健康情報、地域へ発信/高齢者らの関心を喚起「元気カレッジ」を開催するコープあきた

2020年01月31日 掲載
月1回の講座が半年間行われる港北元気カレッジ=1月20日、コープあきた本部

 「感染症予防で手洗いの効果は大きい。流水で15秒間洗っただけで、ハンドソープをつけなくても、ウイルスを100分の1に減らすといわれます」―。大寒の1月20日、秋田市土崎港北の生活協同組合コープあきた(三浦貴裕理事長)の本部会議室では、60~80代の近隣住民26人が、真剣な表情で講話に聞き入っていた。

感染症予防の手洗いの演習に臨む受講者

 コープあきた主催の健康づくり講座「港北元気カレッジ」第4期の4回目。秋田中央保健所の大須賀まみ主任が、インフルエンザやノロウイルスの特徴、予防法などを説明した。手洗いの演習もあり、蛍光物質入りのハンドクリームを塗って洗った後、照明を当てて洗い残しをチェック。「思ったより残っている」と苦笑いする受講者もいた。

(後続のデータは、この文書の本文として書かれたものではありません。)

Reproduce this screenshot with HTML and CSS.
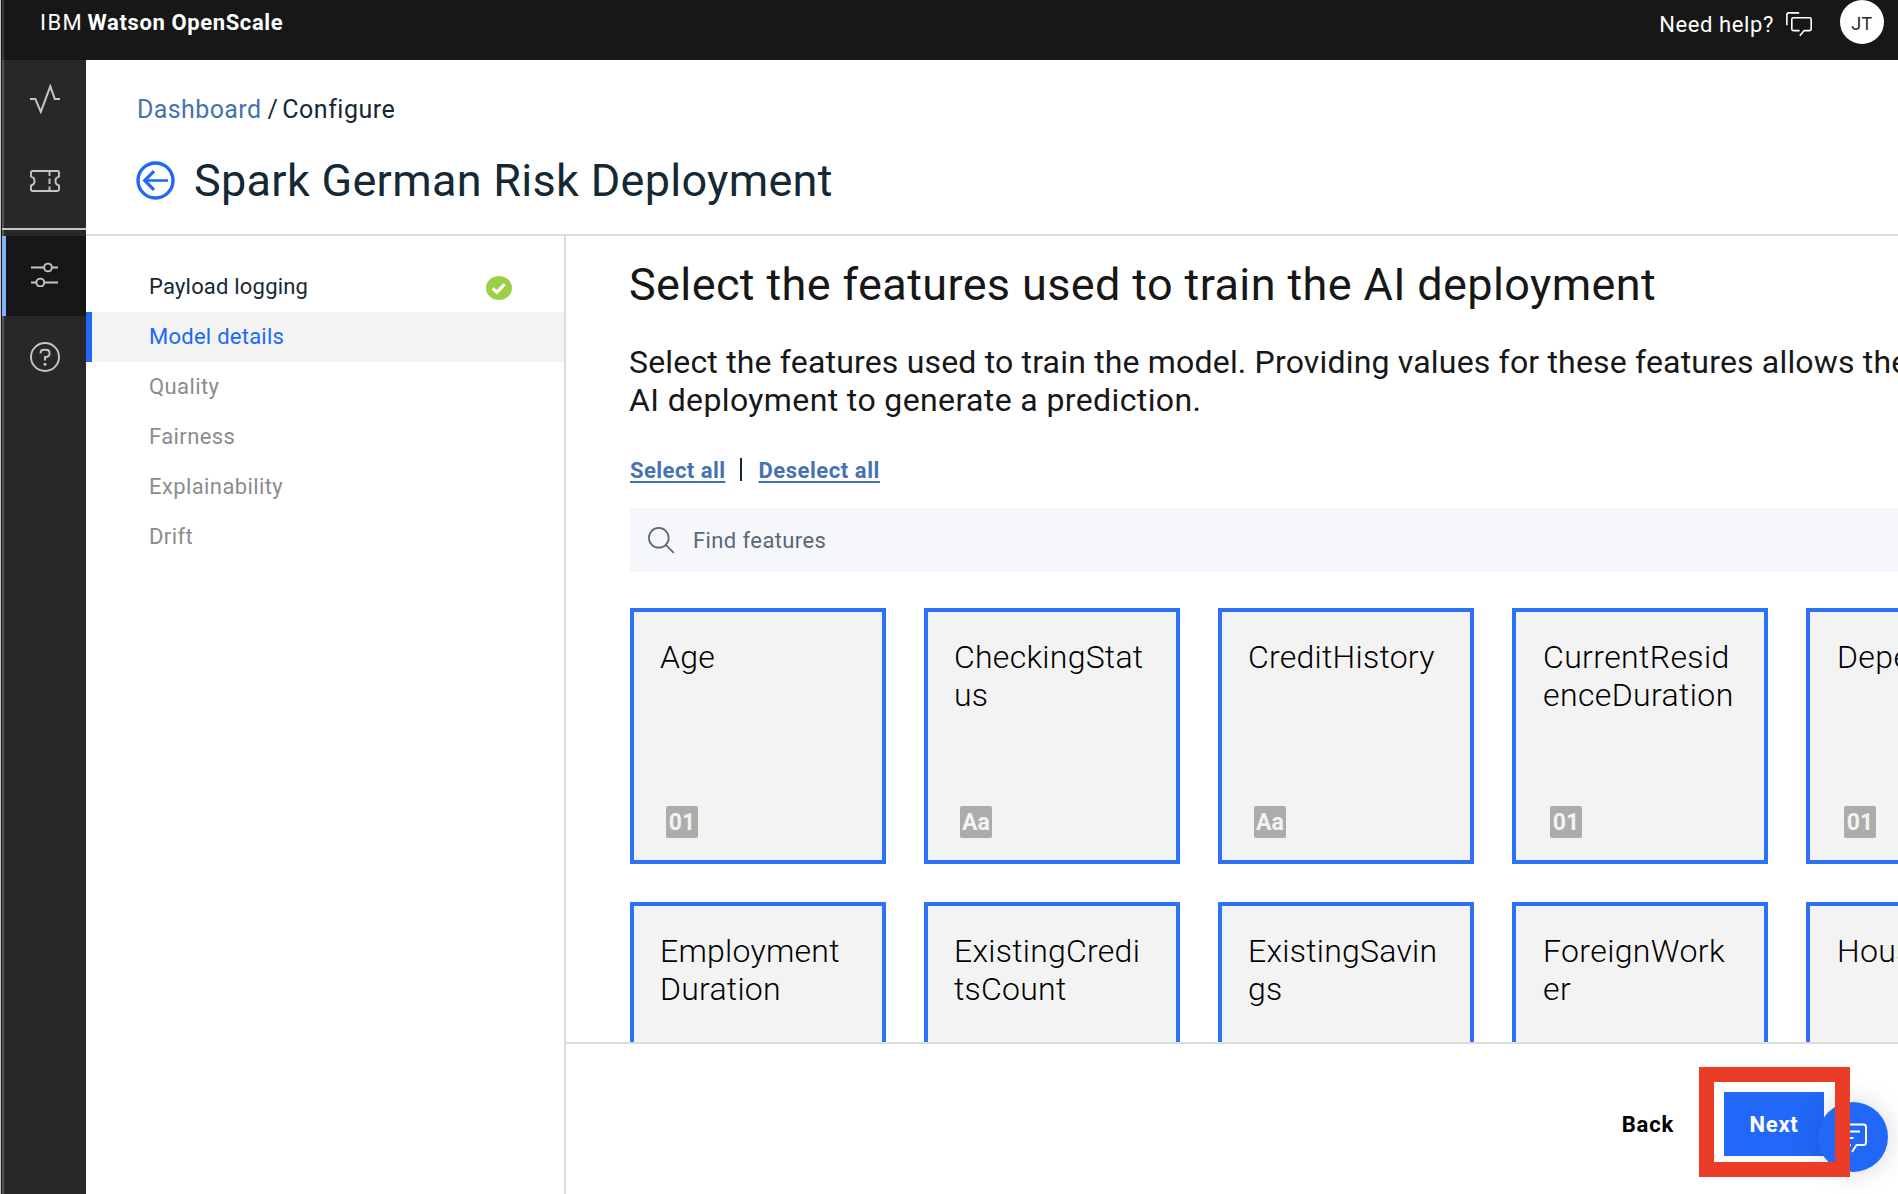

 講座は組合員以外も対象とする地域への社会貢献事業の一環で、2018年4月に始めた。半年を1期として、受講者30人を入れ替えながら無料で開講。第1期の募集には約100人の応募があった。平日開催のため高齢者が中心だ。

 コープあきたの伊藤良好理事は「健康寿命の延伸は県民全体に啓発されているテーマ。高齢者が一番欲しいものは健康であり、関心の高さがうかがえた」と語る。

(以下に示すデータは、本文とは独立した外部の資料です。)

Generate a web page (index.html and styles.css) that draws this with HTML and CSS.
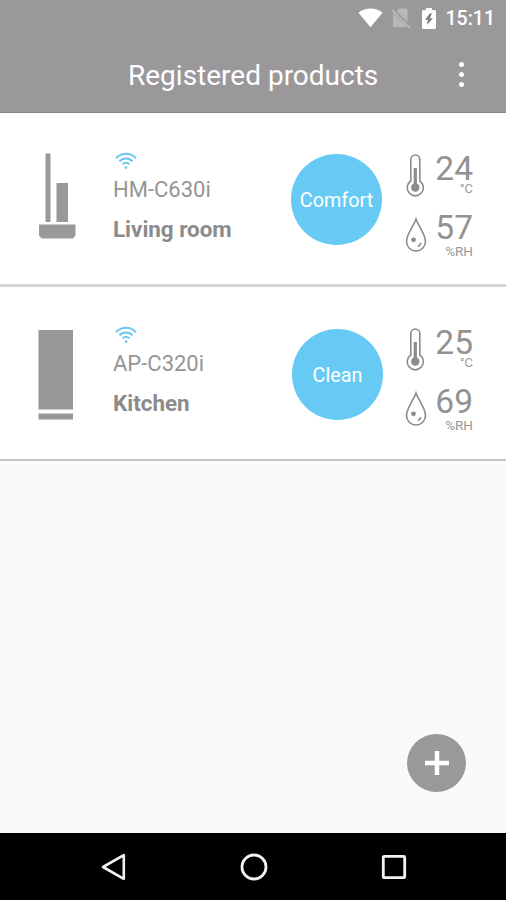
FILE: index.html
```html
<!DOCTYPE html>
<html lang="en">
<head>
  <meta charset="UTF-8">
  <meta name="viewport" content="width=device-width, initial-scale=1.0">
  <title>Registered products</title>
  <link rel="stylesheet" href="styles.css">
</head>
<body>

  <!-- Shared icons -->
  <svg class="sprite" aria-hidden="true">
    <symbol id="wifi" viewBox="0 0 22 18">
      <g fill="none" stroke="#6cc5f2" stroke-width="2">
        <path d="M1 6.2C6.5.3 15.5.3 21 6.2"/>
        <path d="M4.4 9.4c3.7-4 9.5-4 13.2 0"/>
        <path d="M7.6 12.4c2-2.1 4.8-2.1 6.8 0"/>
      </g>
      <circle cx="11" cy="15.6" r="1.4" fill="#6cc5f2"/>
    </symbol>
    <symbol id="thermo" viewBox="0 0 20 44">
      <path d="M5.8 27V5.500a4.500 4.500 0 0 1 9 0V27a8.100 8.100 0 1 1-9 0z" fill="none" stroke="#8b8b8b" stroke-width="1.600"/>
      <path d="M10.300 14v20" stroke="#8b8b8b" stroke-width="3.200"/>
      <circle cx="10.300" cy="33.500" r="4.200" fill="#8b8b8b"/>
    </symbol>
    <symbol id="drop" viewBox="0 0 22 36">
      <path d="M11 2C8.500 9.500 1.500 17 1.500 24.500a9.500 9.500 0 0 0 19 0C20.500 17 13.500 9.500 11 2z" fill="none" stroke="#8b8b8b" stroke-width="1.600"/>
      <circle cx="8.500" cy="22.800" r="2.400" fill="#8b8b8b"/>
      <path d="M12.800 29.500q2.300-1 3.200-3.500" fill="none" stroke="#8b8b8b" stroke-width="1.500"/>
    </symbol>
  </svg>

  <header>
    <div class="status-bar">
      <svg width="25" height="20" viewBox="0 0 26 20">
        <path d="M0.500 4.500C8-1.200 18-1.200 25.500 4.500L13 19.500z" fill="#fff"/>
      </svg>
      <svg class="no-sim" width="20" height="22" viewBox="0 0 20 22">
        <path d="M8 1.500h7q1.500 0 1.500 1.500v12.200L5.500 4zM2 6l14 14H3.500Q2 20 2 18.500z" fill="#b9b8b9"/>
        <path d="M1 3l18 18" stroke="#b9b8b9" stroke-width="1.800"/>
      </svg>
      <svg class="battery" width="14" height="21" viewBox="0 0 14 21">
        <path d="M4 0h6v2h2.500Q14 2 14 3.500v16q0 1.500-1.500 1.500h-11Q0 21 0 19.500v-16Q0 2 1.500 2H4z" fill="#fff"/>
        <path d="M7.800 5.500 3 11.700h3L4.800 17 11 10.200H7.800L10 5.500z" fill="#807e80"/>
      </svg>
      <span class="clock">15:11</span>
    </div>
    <div class="title-bar">
      <h1>Registered products</h1>
      <button class="menu" aria-label="Menu"><i></i><i></i><i></i></button>
    </div>
  </header>

  <main>
    <section class="product">
      <svg class="device" width="38" height="88" viewBox="0 0 38 88">
        <path d="M7.500 1.500h5V70h-5zM18.500 31H30v39H18.500zM1 72.500h36.500v11L35 86.500H3.500L1 83.500z" fill="#989a9a"/>
      </svg>
      <div class="info">
        <svg width="22" height="18"><use href="#wifi"/></svg>
        <p class="model">HM-C630i</p>
        <p class="room">Living room</p>
      </div>
      <div class="state">Comfort</div>
      <div class="readings">
        <div class="reading">
          <svg width="20" height="44"><use href="#thermo"/></svg>
          <p><b>24</b><span>°C</span></p>
        </div>
        <div class="reading humidity">
          <svg width="22" height="36"><use href="#drop"/></svg>
          <p><b>57</b><span>%RH</span></p>
        </div>
      </div>
    </section>

    <section class="product last">
      <svg class="device" width="38" height="94" viewBox="0 0 38 94">
        <path d="M.500 4h34.500v79.500H.500zM.500 87.500h34.500v6H.500z" fill="#979797"/>
      </svg>
      <div class="info">
        <svg width="22" height="18"><use href="#wifi"/></svg>
        <p class="model">AP-C320i</p>
        <p class="room">Kitchen</p>
      </div>
      <div class="state">Clean</div>
      <div class="readings">
        <div class="reading">
          <svg width="20" height="44"><use href="#thermo"/></svg>
          <p><b>25</b><span>°C</span></p>
        </div>
        <div class="reading humidity">
          <svg width="22" height="36"><use href="#drop"/></svg>
          <p><b>69</b><span>%RH</span></p>
        </div>
      </div>
    </section>

    <button class="add" aria-label="Add product">
      <svg width="24" height="24"><path d="M12 0v24M0 12h24" stroke="#fff" stroke-width="4.500"/></svg>
    </button>
  </main>

  <nav>
    <svg width="28" height="30" viewBox="0 0 28 30">
      <path d="M23.800 3.200v23.600L3 15z" fill="none" stroke="#f2f2f2" stroke-width="2.600" stroke-linejoin="round"/>
    </svg>
    <svg class="home" width="28" height="28" viewBox="0 0 28 28">
      <circle cx="14" cy="14" r="12" fill="none" stroke="#f2f2f2" stroke-width="2.800"/>
    </svg>
    <svg width="26" height="26" viewBox="0 0 26 26">
      <rect x="2.300" y="2.300" width="21.400" height="21.400" rx="1" fill="none" stroke="#f2f2f2" stroke-width="2.800"/>
    </svg>
  </nav>

</body>
</html>
```

FILE: styles.css
```css
* {
  margin: 0;
  padding: 0;
  box-sizing: border-box;
}

body {
  height: 100vh;
  display: flex;
  flex-direction: column;
  background-color: #fafafa;
  font-family: Roboto, sans-serif;
  color: #8b8b8b;
}

svg {
  display: block;
  flex: none;
}

.sprite {
  position: absolute;
  width: 0;
  height: 0;
}

button {
  border: none;
  cursor: pointer;
}

header {
  height: 113px;
  background-color: #9a989a;
  border-bottom: 1px solid #858385;
  color: white;
}

.status-bar {
  height: 36px;
  display: flex;
  justify-content: flex-end;
  align-items: center;
  padding-right: 11px;
}

.no-sim {
  margin-left: 8px;
}

.battery {
  margin: 0 10px 0 11px;
}

.clock {
  font-size: 19.5px;
  font-weight: 500;
  line-height: 36px;
  padding-top: 1px;
}

.title-bar {
  height: 77px;
  display: flex;
  align-items: center;
  padding-left: 128px;
}

.title-bar h1 {
  width: 314px;
  font-size: 28px;
  font-weight: 400;
  line-height: 77px;
  padding-top: 1px;
  white-space: nowrap;
}

.menu {
  width: 38px;
  display: flex;
  flex-direction: column;
  align-items: center;
  gap: 5px;
  background: none;
}

.menu i {
  width: 5px;
  height: 5px;
  border-radius: 50%;
  background-color: white;
}

main {
  flex: 1;
  position: relative;
}

.product {
  height: 174px;
  display: grid;
  grid-template-columns: 75px 178px 114px 68px;
  align-items: start;
  padding: 39px 33px 0 38px;
  background-color: white;
  border-bottom: 3px solid #d5d5d5;
}

.product.last {
  border-bottom: 2px solid #c4c4c4;
}

.info svg {
  margin-left: 2px;
}

.model {
  margin-top: 7px;
  font-size: 22px;
  font-weight: 400;
  line-height: 26px;
  color: #959595;
}

.room {
  margin-top: 13px;
  font-size: 22.4px;
  font-weight: 700;
  line-height: 26px;
}

.state {
  width: 91px;
  height: 91px;
  margin-top: 2px;
  border-radius: 50%;
  background-color: #67caf5;
  color: white;
  font-size: 19.8px;
  line-height: 93px;
  text-align: center;
}

.last .state {
  margin: 3px 0 0 1px;
}

.reading {
  height: 60px;
  display: flex;
  justify-content: space-between;
  padding-top: 2px;
}

.reading p {
  text-align: right;
}

.reading b {
  display: block;
  font-size: 33.5px;
  font-weight: 400;
  line-height: 30px;
  color: #929292;
}

.reading span {
  display: block;
  margin-top: -2px;
  font-size: 13px;
  font-weight: 400;
  line-height: 14px;
  color: #989898;
}

.humidity svg {
  margin-top: 3px;
}

.humidity p {
  margin-top: -1px;
}

.humidity span {
  margin-top: 1px;
  font-size: 13.5px;
}

.add {
  position: absolute;
  right: 40px;
  bottom: 41px;
  width: 59px;
  height: 58px;
  display: flex;
  justify-content: center;
  align-items: center;
  border-radius: 50%;
  background-color: #9a989a;
}

nav {
  height: 67px;
  display: flex;
  justify-content: space-between;
  align-items: center;
  padding: 0 99px 0 100px;
  background-color: black;
}

.home {
  margin-right: 2px;
}
```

コープあきた土崎店に設置されている健康測定コーナー「健康広場“いこい”」

 講座は月1回。専門家を招き食生活、熱中症、体操、心の健康などを取り上げてきた。本部向かいのコープあきた土崎店には血圧、血管年齢、体脂肪率など15項目を計測できる「健康広場“いこい”」があり、講座の前後に受講者が利用する。「おしゃべりランチ」では、同店の商品より10%減塩した弁当を味わう。

 「年齢とともに健康が心配になって受講した。ノロウイルスにかかったことがあり、感染経路を学んだので予防に努めたい」と佐藤久美子さん(71)=同市土崎港北。鎗目久一さん(86)=同市飯島美砂町=は「血圧が高めなのでチェックしている。講座で学んだことは、できることから実践している」と話す。

健康広場で血圧などを測る受講者

 コープあきたでは、茨島店にも健康測定コーナーを設置。店舗を含む全事業所を敷地内禁煙としている。講座に関連して、受講者が隣の保育施設の園児と鉢植え作業を行っており、今後も交流活動を考えているという。

  伊藤理事は「人が健康で明るければ、地域も明るくなる。講座の内容が受講者の家族や多くの住民に広がってくれれば」と期待している。